David Mardon has written to point out that Haydn Wood’s Soliloquy played by the Queen’s Hall Light Orchestra conducted by Robert Farnon was not in the Chappell Recorded Music Library, but only on a Decca 78 (F 9265) and 10" LP (LM 4508). David also explains that the Radio Four Theme was initially recorded by the BBC Northern Symphony Orchestra under Fritz Speigel (part composer), and there was an agreement with the Musicians’ Union that it was to be re-recorded every five years. As the ‘Northern’ is now the BBC Philharmonic, the last version was under Rumon Gamba. 

Tony Foster tells us that the Daily Mail (Saturday 2 December) gave away a free DVD of the film "The Slipper and the Rose". As JIM readers will know, Angela Morley was the Musical Director on this film, and she worked wonders with her arrangements of the Sherman Brothers’ songs, as well as adding her own incidental music. 

One of our USA members, Jesse Knight, has written an interesting article on Light Music for a website. If you have access to the internet, you are strongly urged to visit the Aristos site atwww.aristos.org and click on to Jesse’s article which is appropriately called "The Joys of Light Music". 

Peter Burt asks us to correct a mistake which crept into his "Back Tracks" article in our last issue. He says: "it must have been the Little People and not gremlins that caused me to write that Vincent Youmans was Dublin born. It was, of course, New York. So not Vincent O’Youmans after all!" 

The Secretary recently provided the National Theatre in London with a recording of Robert Farnon’sOpenings and Endings – the music which introduced "Panorama" when it first appeared on BBC Television back in the 1950s. It will be used in the play "The Reporter" by Nicholas Wright which went into rehearsal in January. The National Theatre had been unable to find a recording, and contacted us through our website. Readers may remember that this music was included on the Conifer 2-CD compilation of Robert Farnon’s compositions released in 1996 and long deleted. 
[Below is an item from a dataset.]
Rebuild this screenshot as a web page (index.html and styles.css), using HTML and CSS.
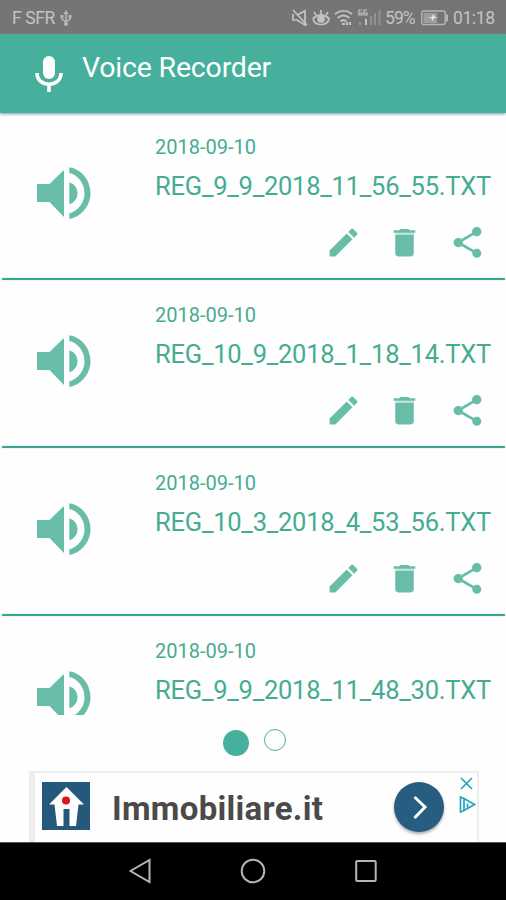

On Tuesday 17 October the Coda Club honoured Angela Morley with their Burt Rhodes Award for lifetime achievement in music. Unfortunately Angela was not well enough to travel from her home in the USA to London to receive the award personally, so it was accepted on her behalf by John Wilson. As readers will know, John has recorded a number of Angela’s compositions and arrangements for Vocalion in recent years, and he said that he felt honoured to receive the award on her behalf.